Texto publicado en PopMadrid el 2 de julio de 2009
Ayer me enfundé mis John Smith para ir a la Casa de Campo a ver la representación de West Side Story, obra maestra de los musicales, obra maestra de la cultura del siglo XX, donde todo se conjugó para hacer una obra inolvidable, la historia de Shakespeare, que ya llevaba por ahí rondando trescientos años, Arthur Laurents que moderniza la idea de Jerome Robbins, y los inmensos Leonard Bernstein y Stephen Sondheim que nos dan una clase magistral de pop avant la lettre (estoy seguro que Rufus Wainwright está totalmente de acuerdo conmigo, y la mitad de Wild Honey, que estaban por ahí, también). Todo lo remató Robert Wise con su película y Natalie Wood con su insultante belleza para que todo el mundo recuerde las canciones y la película.
West Side Story es un musical de verdad, quizá el último, con permiso de Bob Fosse, y no tiene nada que ver con esos excrementos que se llaman musical que se hacen ahora, es como comparar El tercer hombre con Pagafantas. Bernstein compone clásico tras clásico, adaptando canciones según la escena, siendo América cuando la cantan las chicas una fiesta y luego en la escena de la violación de Anita una canción de terror. Como la increíble Gee, Officer Krupke, más desconocida, o las bellísimas Tonight, en la versión normal y cuando Bernstein de forma alucinada mezcla tres o cuatro canciones en la escena antes de la muerte de Bernardo, o I Feel Pretty.

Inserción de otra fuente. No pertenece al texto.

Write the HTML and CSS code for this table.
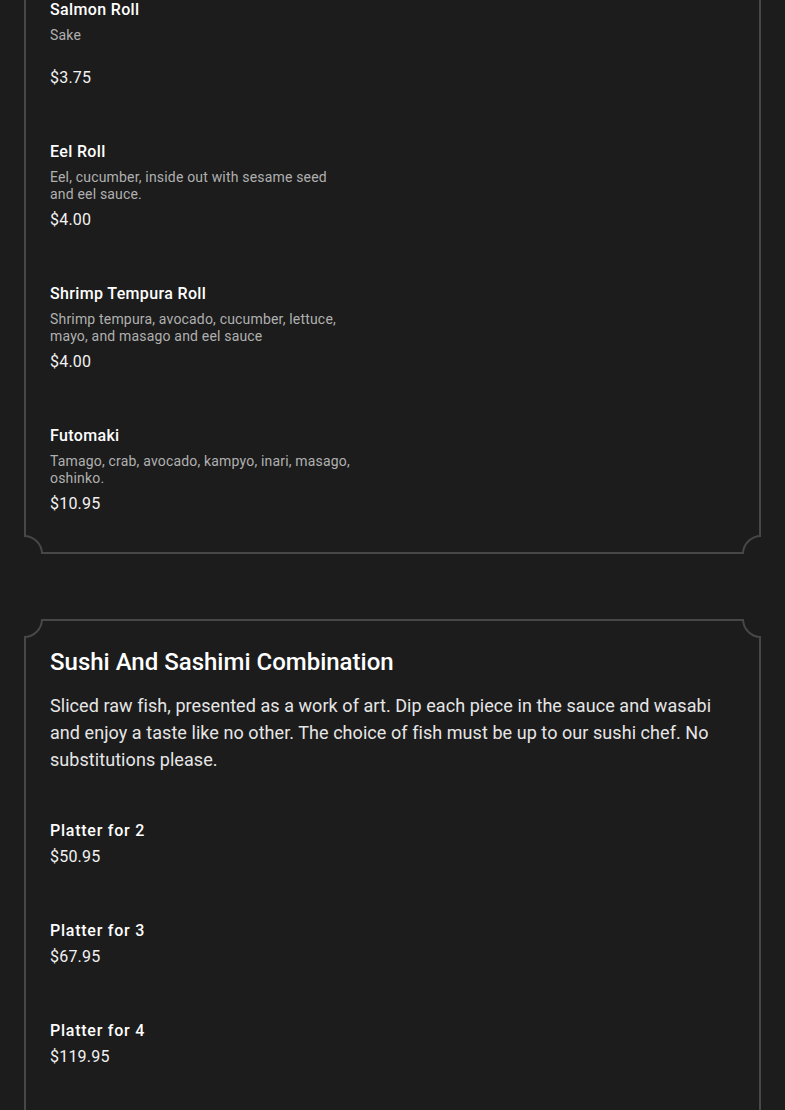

Mucho mejor que cualquier concierto de un grupo de ahora -esperemos a ver qué nos regala en el mismo escenario el día 29 Burt Bacharach-, ayer fue uno de esos días en que te vas en metro a casa -además de imitando los bailes de los Jets y los Sharks- con una sonrisa de oreja a oreja, creyendo que la música es lo mejor que hay en el mundo.